====== Extracted entries

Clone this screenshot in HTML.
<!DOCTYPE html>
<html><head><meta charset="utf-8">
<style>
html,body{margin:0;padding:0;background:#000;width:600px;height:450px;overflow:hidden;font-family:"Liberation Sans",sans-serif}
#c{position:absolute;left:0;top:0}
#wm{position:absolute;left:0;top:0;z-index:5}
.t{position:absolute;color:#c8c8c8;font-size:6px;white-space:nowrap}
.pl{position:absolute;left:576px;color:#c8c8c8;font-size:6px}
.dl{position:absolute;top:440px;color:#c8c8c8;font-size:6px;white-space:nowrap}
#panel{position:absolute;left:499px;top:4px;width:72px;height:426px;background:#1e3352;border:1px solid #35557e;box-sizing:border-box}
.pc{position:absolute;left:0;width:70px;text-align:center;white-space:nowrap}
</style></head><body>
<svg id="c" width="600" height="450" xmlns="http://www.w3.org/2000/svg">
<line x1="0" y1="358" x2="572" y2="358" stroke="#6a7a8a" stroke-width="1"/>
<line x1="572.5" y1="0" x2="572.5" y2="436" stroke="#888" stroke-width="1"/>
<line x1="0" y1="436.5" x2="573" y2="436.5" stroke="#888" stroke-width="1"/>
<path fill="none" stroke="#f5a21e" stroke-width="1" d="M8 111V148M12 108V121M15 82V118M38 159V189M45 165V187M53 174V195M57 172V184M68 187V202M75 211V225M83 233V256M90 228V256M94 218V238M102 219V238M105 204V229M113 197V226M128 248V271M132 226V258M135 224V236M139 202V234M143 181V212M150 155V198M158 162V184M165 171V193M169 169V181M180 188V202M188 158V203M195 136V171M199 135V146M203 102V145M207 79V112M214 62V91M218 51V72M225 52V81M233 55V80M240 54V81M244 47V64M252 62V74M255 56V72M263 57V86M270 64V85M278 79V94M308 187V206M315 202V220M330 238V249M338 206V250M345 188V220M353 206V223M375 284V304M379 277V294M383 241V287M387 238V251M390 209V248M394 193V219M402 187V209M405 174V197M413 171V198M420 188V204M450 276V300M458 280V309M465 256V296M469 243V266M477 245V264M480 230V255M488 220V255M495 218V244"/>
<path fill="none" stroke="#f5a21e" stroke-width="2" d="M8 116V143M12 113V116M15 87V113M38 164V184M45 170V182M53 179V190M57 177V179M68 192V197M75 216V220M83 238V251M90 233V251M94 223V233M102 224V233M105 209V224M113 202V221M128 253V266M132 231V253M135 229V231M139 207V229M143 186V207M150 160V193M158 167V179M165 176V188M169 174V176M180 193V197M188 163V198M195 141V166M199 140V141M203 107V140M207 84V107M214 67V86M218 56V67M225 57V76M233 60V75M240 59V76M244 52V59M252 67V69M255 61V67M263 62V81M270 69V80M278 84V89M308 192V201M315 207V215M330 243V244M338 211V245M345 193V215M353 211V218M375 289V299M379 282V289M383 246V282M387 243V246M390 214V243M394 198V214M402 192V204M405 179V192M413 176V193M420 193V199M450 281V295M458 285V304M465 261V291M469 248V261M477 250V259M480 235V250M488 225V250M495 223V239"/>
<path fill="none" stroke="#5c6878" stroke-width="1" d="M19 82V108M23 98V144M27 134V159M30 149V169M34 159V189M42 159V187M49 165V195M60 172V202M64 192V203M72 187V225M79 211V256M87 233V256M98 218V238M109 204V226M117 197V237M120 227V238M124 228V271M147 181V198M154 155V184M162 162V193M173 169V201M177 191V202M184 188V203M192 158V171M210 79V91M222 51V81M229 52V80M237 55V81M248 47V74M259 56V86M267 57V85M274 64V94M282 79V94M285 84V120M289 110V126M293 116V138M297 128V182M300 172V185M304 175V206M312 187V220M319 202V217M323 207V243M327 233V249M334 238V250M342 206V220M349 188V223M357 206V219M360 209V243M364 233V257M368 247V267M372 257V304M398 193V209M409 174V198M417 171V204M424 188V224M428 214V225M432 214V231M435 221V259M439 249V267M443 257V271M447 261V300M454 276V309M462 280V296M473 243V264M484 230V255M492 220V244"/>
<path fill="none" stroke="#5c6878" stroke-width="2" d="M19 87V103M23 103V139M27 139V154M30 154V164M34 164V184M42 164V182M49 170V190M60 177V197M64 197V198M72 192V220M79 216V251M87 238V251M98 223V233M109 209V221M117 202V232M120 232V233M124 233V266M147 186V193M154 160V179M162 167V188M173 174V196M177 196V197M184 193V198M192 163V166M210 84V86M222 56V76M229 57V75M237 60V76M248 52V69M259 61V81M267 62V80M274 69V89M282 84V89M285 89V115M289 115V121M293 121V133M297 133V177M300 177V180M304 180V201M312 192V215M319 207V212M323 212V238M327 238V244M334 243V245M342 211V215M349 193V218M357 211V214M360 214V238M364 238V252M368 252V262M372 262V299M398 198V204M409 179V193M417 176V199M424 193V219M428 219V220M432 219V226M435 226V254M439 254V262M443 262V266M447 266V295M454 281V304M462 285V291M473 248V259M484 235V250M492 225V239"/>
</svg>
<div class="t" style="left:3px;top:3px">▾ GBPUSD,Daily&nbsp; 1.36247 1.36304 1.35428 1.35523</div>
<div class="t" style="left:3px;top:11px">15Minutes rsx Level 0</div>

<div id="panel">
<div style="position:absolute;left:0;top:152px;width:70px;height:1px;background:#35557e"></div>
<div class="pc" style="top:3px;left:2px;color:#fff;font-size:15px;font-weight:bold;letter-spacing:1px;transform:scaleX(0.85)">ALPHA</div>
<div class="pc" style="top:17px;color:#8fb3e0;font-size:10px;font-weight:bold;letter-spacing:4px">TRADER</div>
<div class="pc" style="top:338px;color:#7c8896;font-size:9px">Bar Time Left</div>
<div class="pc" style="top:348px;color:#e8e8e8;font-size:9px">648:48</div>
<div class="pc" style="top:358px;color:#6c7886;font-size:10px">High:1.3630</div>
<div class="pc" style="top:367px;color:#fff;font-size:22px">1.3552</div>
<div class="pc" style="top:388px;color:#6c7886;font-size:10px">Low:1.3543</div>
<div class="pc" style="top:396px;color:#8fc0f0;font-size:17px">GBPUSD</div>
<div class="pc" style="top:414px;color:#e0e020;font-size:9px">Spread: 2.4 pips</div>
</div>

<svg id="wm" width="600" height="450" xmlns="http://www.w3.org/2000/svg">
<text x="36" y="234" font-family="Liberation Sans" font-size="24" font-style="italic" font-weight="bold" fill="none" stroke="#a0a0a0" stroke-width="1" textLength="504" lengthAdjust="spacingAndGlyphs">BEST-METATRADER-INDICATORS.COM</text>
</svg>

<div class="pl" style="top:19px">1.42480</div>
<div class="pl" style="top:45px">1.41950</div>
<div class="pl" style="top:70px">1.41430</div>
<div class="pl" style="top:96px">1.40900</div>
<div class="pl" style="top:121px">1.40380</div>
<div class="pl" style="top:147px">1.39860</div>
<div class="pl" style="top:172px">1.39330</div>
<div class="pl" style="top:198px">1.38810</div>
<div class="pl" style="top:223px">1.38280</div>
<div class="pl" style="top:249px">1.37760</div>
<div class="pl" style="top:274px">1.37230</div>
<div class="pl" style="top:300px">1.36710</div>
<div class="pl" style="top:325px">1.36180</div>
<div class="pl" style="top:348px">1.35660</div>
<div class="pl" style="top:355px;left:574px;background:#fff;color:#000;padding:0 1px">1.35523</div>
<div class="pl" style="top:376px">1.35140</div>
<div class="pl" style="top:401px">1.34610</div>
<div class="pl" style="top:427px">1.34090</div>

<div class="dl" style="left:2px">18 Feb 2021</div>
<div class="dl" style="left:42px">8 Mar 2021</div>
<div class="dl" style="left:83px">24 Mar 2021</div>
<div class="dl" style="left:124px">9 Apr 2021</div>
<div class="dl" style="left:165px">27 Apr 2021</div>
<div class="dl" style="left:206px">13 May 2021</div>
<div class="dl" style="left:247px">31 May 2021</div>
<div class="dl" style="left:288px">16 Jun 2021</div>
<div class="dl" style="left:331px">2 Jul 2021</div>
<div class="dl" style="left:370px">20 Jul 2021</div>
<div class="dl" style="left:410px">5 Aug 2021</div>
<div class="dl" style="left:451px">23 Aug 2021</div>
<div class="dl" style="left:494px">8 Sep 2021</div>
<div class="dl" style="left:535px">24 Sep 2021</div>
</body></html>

============
====== Extracted entries

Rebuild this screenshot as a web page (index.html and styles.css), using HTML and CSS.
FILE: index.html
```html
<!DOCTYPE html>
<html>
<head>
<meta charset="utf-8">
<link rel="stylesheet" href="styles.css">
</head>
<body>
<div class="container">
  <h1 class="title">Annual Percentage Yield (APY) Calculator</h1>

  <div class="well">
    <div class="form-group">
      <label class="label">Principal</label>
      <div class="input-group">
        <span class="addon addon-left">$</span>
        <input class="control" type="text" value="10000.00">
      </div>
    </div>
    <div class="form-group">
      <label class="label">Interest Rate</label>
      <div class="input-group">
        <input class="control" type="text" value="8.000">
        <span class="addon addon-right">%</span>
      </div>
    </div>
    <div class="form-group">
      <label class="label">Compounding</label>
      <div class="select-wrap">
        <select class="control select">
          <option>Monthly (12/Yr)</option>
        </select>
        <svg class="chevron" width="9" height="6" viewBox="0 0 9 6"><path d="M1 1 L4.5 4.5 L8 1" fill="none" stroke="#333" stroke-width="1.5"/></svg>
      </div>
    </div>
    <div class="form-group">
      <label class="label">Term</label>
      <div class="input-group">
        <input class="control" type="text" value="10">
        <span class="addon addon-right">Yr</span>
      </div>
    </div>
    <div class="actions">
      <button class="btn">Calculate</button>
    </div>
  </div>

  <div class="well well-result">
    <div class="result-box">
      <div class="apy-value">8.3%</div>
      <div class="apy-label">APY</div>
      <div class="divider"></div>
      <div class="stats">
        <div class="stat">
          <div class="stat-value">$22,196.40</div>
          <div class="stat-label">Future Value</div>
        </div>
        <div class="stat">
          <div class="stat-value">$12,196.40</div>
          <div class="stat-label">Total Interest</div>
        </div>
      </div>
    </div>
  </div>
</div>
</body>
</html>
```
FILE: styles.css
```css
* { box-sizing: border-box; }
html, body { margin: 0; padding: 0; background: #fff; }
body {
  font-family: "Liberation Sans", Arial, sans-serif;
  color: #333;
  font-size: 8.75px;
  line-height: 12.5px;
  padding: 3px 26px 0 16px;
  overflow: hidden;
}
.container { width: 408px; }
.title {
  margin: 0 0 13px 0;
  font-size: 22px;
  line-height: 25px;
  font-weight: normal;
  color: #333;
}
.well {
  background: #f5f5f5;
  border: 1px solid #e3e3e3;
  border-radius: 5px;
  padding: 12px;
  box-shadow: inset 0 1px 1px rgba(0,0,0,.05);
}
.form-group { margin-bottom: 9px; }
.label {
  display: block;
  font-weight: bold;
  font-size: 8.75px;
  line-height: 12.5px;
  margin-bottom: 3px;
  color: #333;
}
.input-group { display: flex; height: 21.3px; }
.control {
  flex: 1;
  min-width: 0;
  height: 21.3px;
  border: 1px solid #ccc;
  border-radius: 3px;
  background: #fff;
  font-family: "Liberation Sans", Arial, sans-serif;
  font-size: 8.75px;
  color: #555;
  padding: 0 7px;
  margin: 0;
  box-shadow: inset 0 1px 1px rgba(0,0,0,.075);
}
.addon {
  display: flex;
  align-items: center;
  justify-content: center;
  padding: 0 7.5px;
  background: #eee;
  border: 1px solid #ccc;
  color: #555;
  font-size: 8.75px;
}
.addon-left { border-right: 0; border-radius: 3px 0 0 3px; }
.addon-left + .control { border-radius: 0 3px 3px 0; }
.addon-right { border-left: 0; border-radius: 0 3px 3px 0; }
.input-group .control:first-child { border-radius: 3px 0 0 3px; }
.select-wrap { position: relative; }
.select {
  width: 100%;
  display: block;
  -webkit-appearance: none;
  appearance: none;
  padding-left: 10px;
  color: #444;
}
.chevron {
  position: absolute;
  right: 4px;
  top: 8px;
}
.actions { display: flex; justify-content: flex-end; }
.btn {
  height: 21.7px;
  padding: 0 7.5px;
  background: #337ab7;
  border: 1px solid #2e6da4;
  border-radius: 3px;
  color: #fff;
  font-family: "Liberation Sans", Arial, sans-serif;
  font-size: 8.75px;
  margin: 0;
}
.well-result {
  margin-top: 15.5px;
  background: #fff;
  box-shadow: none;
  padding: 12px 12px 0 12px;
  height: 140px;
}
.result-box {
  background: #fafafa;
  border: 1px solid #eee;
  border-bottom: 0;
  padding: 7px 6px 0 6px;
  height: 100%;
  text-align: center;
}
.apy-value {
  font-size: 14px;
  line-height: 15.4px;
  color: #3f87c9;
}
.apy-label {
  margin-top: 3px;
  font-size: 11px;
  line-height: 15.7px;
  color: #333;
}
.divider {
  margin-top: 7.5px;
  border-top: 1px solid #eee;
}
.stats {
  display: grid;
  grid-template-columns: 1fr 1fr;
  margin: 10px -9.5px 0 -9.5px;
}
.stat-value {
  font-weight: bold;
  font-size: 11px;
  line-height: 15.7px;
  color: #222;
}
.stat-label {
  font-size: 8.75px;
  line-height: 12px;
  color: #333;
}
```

============

Report each line in the data that holds the word "styles".

Rebuild this screenshot as a web page (index.html and styles.css), using HTML and CSS.
<link rel="stylesheet" href="styles.css">
FILE: styles.css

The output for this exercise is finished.